Tüm dünyada bir merkez tarafından 'kadına şiddet' adı altında bir propagandanın yapıldığını ifade eden Kurdaş, "Kadına şiddet, bir propaganda ile bir ideoloji haline getirildi, sürekli yapılan haberlerle sıcak tutuldu. Ayrıca kadına şiddet konusu, mart, mayıs ve kasım aylarında tüm dünyada aynı anda bütün dünya medyasında işlendi. Kim farklı bir düşünce ortaya atmışsa gerici olarak yaftalandı. Kadına şiddet tartışmaları üzerinden İstanbul Sözleşmesi'ne karşı gelen çevreler gericilik ve yobazlıkla suçlandı. Bu bakımdan İstanbul Sözleşmesi bir mana ve ideolojiyi temsil ediyor ve detaylar içerisinde yoktur" dedi.
"İstanbul Sözleşmesi'nden Türkiye'nin çekilmesiyle her şey bitmiş gibi politik bir hava oluşturuluyor" değerlendirmesinde bulunan Kurdaş, sözleşmeden çekilmeye dair ise "Bu baskının sonucudur. Bu millet çünkü böyle bir metni bilmiyordu. Meclis'te el kaldıranlar da bilmiyordu. Talimatla her şey oluyor. Bakanların da çok iyi bildiğini düşünmüyorum. Tercümelerinde de sorunlar var, kavramsal saklamalar var" ifadelerini kullandı.
" İNGİLTERE'NİN İMZALAMAMASINA TARİKATÇILAR MI ENGEL OLDU?"

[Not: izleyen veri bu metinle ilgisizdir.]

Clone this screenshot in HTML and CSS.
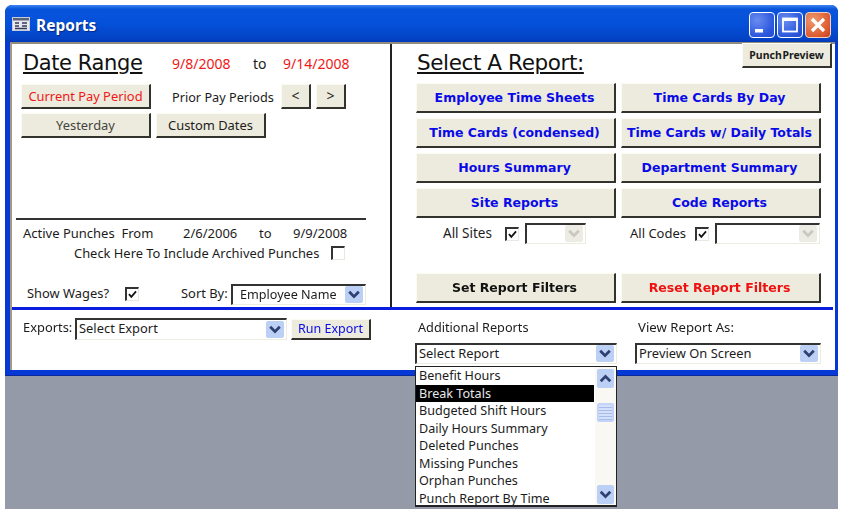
FILE: index.html
```html
<!DOCTYPE html>
<html lang="en">
<head>
<meta charset="utf-8">
<title>Reports</title>
<link rel="stylesheet" href="styles.css">
</head>
<body>
<svg class="defs" width="0" height="0" aria-hidden="true">
  <symbol id="chev-down" viewBox="0 0 16 16"><path d="M3.5 5.5 8 10l4.500-4.500" fill="none" stroke="currentColor" stroke-width="2.600"/></symbol>
  <symbol id="chev-up" viewBox="0 0 16 16"><path d="M3.500 10.500 8 6l4.500 4.500" fill="none" stroke="currentColor" stroke-width="2.600"/></symbol>
  <symbol id="tick" viewBox="0 0 14 14"><path d="M2.500 6.500 5.500 10 11.500 3" fill="none" stroke="#111" stroke-width="2.200"/></symbol>
</svg>
<main class="desktop">
  <section class="window">
    <header class="titlebar">
      <svg class="app-icon" viewBox="0 0 18 14" aria-hidden="true"><rect x=".5" y=".5" width="17" height="13" fill="#e8e8f0" stroke="#c8ccd8"/><rect x="1" y="1" width="16" height="2.500" fill="#5a6478"/><path d="M3 6h4M3 9h4M10 6h5M10 9h5M3 11.500h12" stroke="#333c55" stroke-width="1.300"/></svg>
      <h1 class="title">Reports</h1>
      <div class="win-buttons">
        <span class="win-btn win-min"><svg viewBox="0 0 24 24"><rect x="5" y="16" width="8" height="3.500" fill="#fff"/></svg></span>
        <span class="win-btn win-max"><svg viewBox="0 0 24 24"><rect x="5" y="5.500" width="14" height="13" fill="none" stroke="#fff" stroke-width="1.800"/><rect x="5" y="5" width="14" height="3" fill="#fff"/></svg></span>
        <span class="win-btn win-close"><svg viewBox="0 0 24 24"><path d="M6 6l12 12M18 6 6 18" stroke="#fff" stroke-width="3.200"/></svg></span>
      </div>
    </header>
    <div class="client">
      <div class="top">
        <div class="left-panel">
          <div class="date-head">
            <h2 class="heading date-title">Date Range</h2>
            <span class="red date-from">9/8/2008</span>
            <span class="date-to">to</span>
            <span class="red date-end">9/14/2008</span>
          </div>
          <div class="row row-pay">
            <button class="btn btn-wide red">Current Pay Period</button>
            <span class="prior">Prior Pay Periods</span>
            <button class="btn btn-arrow">&lt;</button>
            <button class="btn btn-arrow">&gt;</button>
          </div>
          <div class="row row-days">
            <button class="btn btn-wide muted">Yesterday</button>
            <button class="btn btn-custom">Custom Dates</button>
          </div>
          <div class="punches">
            <div class="active">
              <span class="active-label">Active Punches&nbsp; From</span>
              <span class="active-from">2/6/2006</span>
              <span class="active-to">to</span>
              <span>9/9/2008</span>
            </div>
            <div class="archive">
              <span>Check Here To Include Archived Punches</span>
              <span class="check"></span>
            </div>
          </div>
          <div class="sort-row">
            <span class="wages">Show Wages?</span>
            <span class="check checked"><svg viewBox="0 0 14 14"><use href="#tick"/></svg></span>
            <span class="sort-label">Sort By:</span>
            <div class="combo combo-sort"><span>Employee Name</span><i class="drop"><svg><use href="#chev-down"/></svg></i></div>
          </div>
        </div>
        <div class="right-panel">
          <div class="report-head">
            <h2 class="heading report-title">Select A Report:</h2>
            <button class="btn btn-preview">Punch Preview</button>
          </div>
          <div class="report-grid">
            <button class="btn btn-report">Employee Time Sheets</button>
            <button class="btn btn-report">Time Cards By Day</button>
            <button class="btn btn-report">Time Cards (condensed)</button>
            <button class="btn btn-report">Time Cards w/ Daily Totals</button>
            <button class="btn btn-report">Hours Summary</button>
            <button class="btn btn-report">Department Summary</button>
            <button class="btn btn-report">Site Reports</button>
            <button class="btn btn-report">Code Reports</button>
          </div>
          <div class="filter-grid">
            <div class="filter filter-sites">
              <span class="filter-label">All Sites</span>
              <span class="check checked"><svg viewBox="0 0 14 14"><use href="#tick"/></svg></span>
              <div class="combo combo-off"><i class="drop drop-off"><svg><use href="#chev-down"/></svg></i></div>
            </div>
            <div class="filter filter-codes">
              <span class="filter-label">All Codes</span>
              <span class="check checked"><svg viewBox="0 0 14 14"><use href="#tick"/></svg></span>
              <div class="combo combo-off combo-codes"><i class="drop drop-off"><svg><use href="#chev-down"/></svg></i></div>
            </div>
          </div>
          <div class="set-grid">
            <button class="btn btn-report btn-set">Set Report Filters</button>
            <button class="btn btn-report btn-reset">Reset Report Filters</button>
          </div>
        </div>
      </div>
      <div class="bottom">
        <div class="exports">
          <span class="exports-label">Exports:</span>
          <div class="combo combo-export"><span>Select Export</span><i class="drop"><svg><use href="#chev-down"/></svg></i></div>
          <button class="btn btn-run">Run Export</button>
        </div>
        <div class="additional">
          <span class="field-label">Additional Reports</span>
          <div class="combo combo-report"><span>Select Report</span><i class="drop"><svg><use href="#chev-down"/></svg></i></div>
          <div class="listbox">
            <ul class="list-items">
              <li>Benefit Hours</li>
              <li class="selected">Break Totals</li>
              <li>Budgeted Shift Hours</li>
              <li>Daily Hours Summary</li>
              <li>Deleted Punches</li>
              <li>Missing Punches</li>
              <li>Orphan Punches</li>
              <li>Punch Report By Time</li>
            </ul>
            <div class="scrollbar">
              <i class="drop scroll-btn"><svg><use href="#chev-up"/></svg></i>
              <i class="scroll-thumb"></i>
              <i class="drop scroll-btn scroll-end"><svg><use href="#chev-down"/></svg></i>
            </div>
          </div>
        </div>
        <div class="view-as">
          <span class="field-label field-view">View Report As:</span>
          <div class="combo combo-view"><span>Preview On Screen</span><i class="drop"><svg><use href="#chev-down"/></svg></i></div>
        </div>
      </div>
    </div>
  </section>
  <div class="workspace"></div>
</main>
</body>
</html>
```

FILE: styles.css
```css
* { box-sizing: border-box; }
html, body { margin: 0; padding: 0; background: #fff; }
body { width: 844px; height: 509px; overflow: hidden; font: 12.900px/1.2 "Noto Sans", Tahoma, sans-serif; color: #1c1c1c; }
.defs { position: absolute; }
h1, h2, ul { margin: 0; padding: 0; }
.desktop { padding: 5px 6px 0 5px; height: 509px; display: flex; flex-direction: column; filter: blur(.35px); }
.window { height: 371px; display: flex; flex-direction: column; background: #0638d6; border-radius: 7px 7px 0 0; padding: 0 3px 5px 5px; border-bottom: 1px solid #0a2a9a; }
.titlebar { height: 37px; margin: 0 -3px 0 -5px; padding: 3px 7px 0 7px; display: flex; align-items: center; border-radius: 7px 7px 0 0; background: linear-gradient(#3f86f0 0, #0a54dc 4px, #0450d8 20px, #0342c4 34px, #0438b8 37px); }
.app-icon { width: 18px; height: 14px; margin: -3px 6px 0 0; }
.title { font: bold 15.500px/1 "Noto Sans", sans-serif; color: #fff; text-shadow: 1px 1px 1px #0a2a80; padding-top: 2px; }
.win-buttons { margin-left: auto; display: flex; gap: 2px; }
.win-btn { width: 26px; height: 26px; border: 1px solid #fff; border-radius: 4px; display: block; }
.win-btn svg { display: block; width: 24px; height: 24px; }
.win-min, .win-max { background: radial-gradient(circle at 30% 30%, #6a8cf0, #2a56dc 70%, #2a4cc8); }
.win-close { background: radial-gradient(circle at 30% 30%, #ee9a70, #dc5a30 70%, #c04020); border-color: #f4d0c0; }

.client { flex: 1; background: #fff; border-top: 2px solid #8f8c7e; border-left: 2px solid #a59a7e; display: flex; flex-direction: column; }
.top { height: 266px; margin-right: 2px; display: flex; border-bottom: 3px solid #0a1ee0; }
.left-panel { width: 380px; border-right: 2px solid #222; padding: 0 0 0 4px; display: flex; flex-direction: column; }
.right-panel { flex: 1; padding: 0 0 0 24px; display: flex; flex-direction: column; }
.heading { font: normal 22px/1 "DejaVu Sans", sans-serif; color: #111; text-decoration: underline; text-decoration-thickness: 2px; text-underline-offset: 2px; white-space: nowrap; }

.date-head { height: 37px; display: flex; align-items: center; padding-top: 1px; }
.date-title { width: 125px; margin-left: 7px; font-size: 21px; letter-spacing: -.4px; }
.date-from { margin-left: 24px; width: 81px; }
.date-to { width: 30px; }
.red { color: #f01818; }
.date-head .red, .date-to { font-size: 14px; padding-top: 2px; }

.btn { margin: 0; padding: 0; display: block; background: #ecebdd; font: 12.900px/1 "Noto Sans", sans-serif; color: #1c1c1c; border: 0; border-top: 1px solid #fbfbf4; border-left: 1px solid #fbfbf4; border-right: 2px solid #33332d; border-bottom: 2px solid #33332d; white-space: nowrap; }
.row { display: flex; align-items: center; padding-left: 5px; }
.row-pay { height: 25px; margin-top: 3px; }
.row-days { height: 25px; margin-top: 4px; gap: 5px; }
.btn-wide { width: 130px; height: 25px; }
.btn.red { color: #f01818; }
.muted { color: #45453d; }
.prior { margin-left: 21px; width: 109px; font-size: 12.700px; padding-top: 3px; }
.btn-arrow { width: 30px; height: 25px; margin-right: 5px; font-size: 14px; }
.btn-custom { width: 110px; height: 25px; }

.punches { margin-top: 80px; border-top: 2px solid #333; width: 350px; padding-top: 6px; }
.active { display: flex; padding-left: 7px; font-size: 13px; white-space: nowrap; }
.active-label { width: 160px; }
.active-from { width: 76px; }
.active-to { width: 34px; }
.archive { display: flex; align-items: center; padding-left: 58px; margin-top: 4px; white-space: nowrap; }
.archive .check { margin-left: 12px; }
.check { flex: none; width: 14px; height: 14px; display: block; border: 1px solid #e8e8e0; border-top: 2px solid #333; border-left: 2px solid #333; background: #fff; }
.check svg { display: block; width: 11px; height: 11px; }
.sort-row { display: flex; align-items: center; height: 24px; margin-top: 21px; padding-left: 11px; white-space: nowrap; }
.wages { width: 98px; }
.sort-label { margin-left: 42px; width: 50px; }

.combo { position: relative; height: 21px; padding: 0 0 1px 2px; display: flex; align-items: center; background: #fff; border-top: 2px solid #333; border-left: 2px solid #333; border-right: 1px solid #ececdf; border-bottom: 1px solid #ececdf; white-space: nowrap; }
.combo .drop { margin-left: auto; margin-right: 2px; }
.drop { flex: none; display: block; width: 18px; height: 17px; border-radius: 2px; background: #bcd0f6; color: #2e3f70; }
.drop svg { display: block; width: 100%; height: 100%; }
.drop-off { background: #ecece4; color: #c8c8c0; }
.combo-sort { width: 135px; padding-left: 7px; font-size: 12.600px; }

.report-head { height: 39px; display: flex; justify-content: space-between; align-items: flex-start; }
.report-title { margin: 8px 0 0 1px; font-size: 21.500px; letter-spacing: -.4px; }
.btn-preview { width: 90px; height: 25px; margin: -1px 1px 0 0; font: bold 10.500px/1 "Noto Sans", sans-serif; word-spacing: -2px; }
.report-grid, .set-grid { display: grid; grid-template-columns: 200px 200px; gap: 5px; }
.btn-report { height: 30px; padding: 1px 2px 0 0; color: #0a0ae8; font: bold 12.500px/1 "DejaVu Sans", sans-serif; }
.filter-grid { display: flex; height: 25px; margin-top: 3px; }
.filter { display: flex; align-items: center; font-size: 13.500px; white-space: nowrap; width: 205px; }
.filter-sites .filter-label { margin-left: 27px; width: 62px; }
.filter-sites .combo { margin-left: 6px; width: 61px; }
.filter-codes .filter-label { margin-left: 9px; width: 65px; font-size: 13px; }
.filter-codes .combo { margin-left: 6px; width: 105px; }
.set-grid { margin-top: 27px; }
.btn-set { color: #111; }
.btn-reset { color: #f01010; }

.bottom { position: relative; flex: 1; display: flex; white-space: nowrap; }
.exports { width: 403px; display: flex; align-items: flex-start; padding: 8px 0 0 11px; }
.exports-label { width: 52px; padding-top: 2px; }
.combo-export { width: 212px; height: 22px; }
.btn-run { width: 80px; height: 21px; margin: 1px 0 0 4px; color: #0a0ae8; font-size: 12.500px; }
.additional { position: relative; width: 220px; }
.field-label { display: block; padding: 10px 0 0 3px; height: 33px; font-size: 12.700px; }
.field-view { font-size: 13.200px; }
.combo-report { width: 202px; height: 21px; }
.view-as { width: 186px; }
.combo-view { width: 186px; height: 21px; }
.listbox { position: absolute; left: 0; top: 56px; width: 202px; height: 141px; display: flex; background: #fff; border: 1px solid #222; border-bottom-width: 2px; z-index: 2; font-size: 12.600px; }
.list-items { flex: 1; list-style: none; }
.list-items li { height: 17.500px; line-height: 17.500px; padding-left: 3px; margin-right: 1px; }
.list-items .selected { background: #000; color: #e8e8e8; }
.scrollbar { width: 21px; padding: 2px 2px 1px 2px; display: flex; flex-direction: column; background: #faf8f2; }
.scroll-btn { width: 17px; height: 19px; }
.scroll-thumb { display: block; width: 17px; height: 19px; margin-top: 15px; border-radius: 2px; background: repeating-linear-gradient(#d4e0fa 0 2px, #a8bcea 2px 3px); border: 2px solid #c4d4f8; }
.scroll-end { margin-top: auto; }
.workspace { flex: 1; background: #949aa8; margin-top: 0; }
```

İstanbul Sözleşmesi'ni özgürlükçü çevrelerin bile tartışılmasına müsaade etmemesine tepki gösteren Kurdaş, sözlerine şöyle devam etti:
"En özgürlükçü insanlar bile İstanbul Sözleşmesi hakkında tartışma yaptırmak istemedi. Neden tartışmayalım niye konuşmayalım? Her şeyi tartışıyorsunuz, özgürlük diyorsunuz, demokrasi diyorsunuz İstanbul Sözleşmesi'ne gelince 'bu dokunulmazdır' diyorlar. Tartışma açıldığında ise tarikatlar, yobazlar, gericiler yakıştırması yapıyorlar. İstanbul Sözleşmesi ilahi bir kanun değildir. İngiltere bile bu sözleşmeye imza atmadı. İngiltere'nin imza atmamasının nedeni Türkiye'deki tarikatlar mı? Türkiye'deki gericiler, yobazlar mı İngiltere'ye İstanbul Sözleşmesi'ne imza attırmadı? Ya da Londra tefecileri mi engel oldu? Veya Romanya'da Türkiye'deki gibi tarikatlar mı var da İstanbul Sözleşmesi'ne imza atmadı? Almanya özgürlükçü ülke olarak bilinir o bile 2018 yılında gündemine almış. Aile mefhumuna değer veren ülkeler hepsi itiraz ediyor. Amerika bile rezervli bakıyor meseleye."
"ANNELİĞİ KADINLIĞIN AMELELİĞİ GİBİ GÖRÜYORLAR"
İstanbul Sözleşmesi'nin kadının anne olma özelliğine ipotek koyduğunu ifade eden Kurdaş, şu değerlendirmelerde bulundu:
"İstanbul Sözleşmesi, Avrupa'nın hükümetimize dayattığı bir metin değil. Topluma dayatılan bir metin... Bu bakımda İstanbul Sözleşmesi aile kurumuna zarar veren bir sözleşmedir. Çocuk huzuru ailede ve annede bulur. Eğer siz anne ile çocuk arasına bir mesafe koyarsanız ve feministçe bir kadın tiplemesini anne olan kadından daha üstün görürseniz ve anneye kötü, kerih bir gözle bakamaya neden olursanız aileyi yok ederseniz. Ayrıca 2019 yılında kadar yaşanan olaylara da baktığınızda İstanbul Sözleşmesi kadına şiddeti önlemeye de yetmediği görülüyor. Kadına şiddeti önlemekten öte aileyi yok sayarsanız ailedeki, şefkati merhameti, kocanın karısına kadının da kocasına olan şefkat ve merhametini yok sayarsanız ve anneliği kadının sanki ameleliği olarak bakarsanız, kadın o zaman çağdaş ve modern olmak için hep yuvadan gitmek ve çocuktan ayrı kalmak zorunda olacak."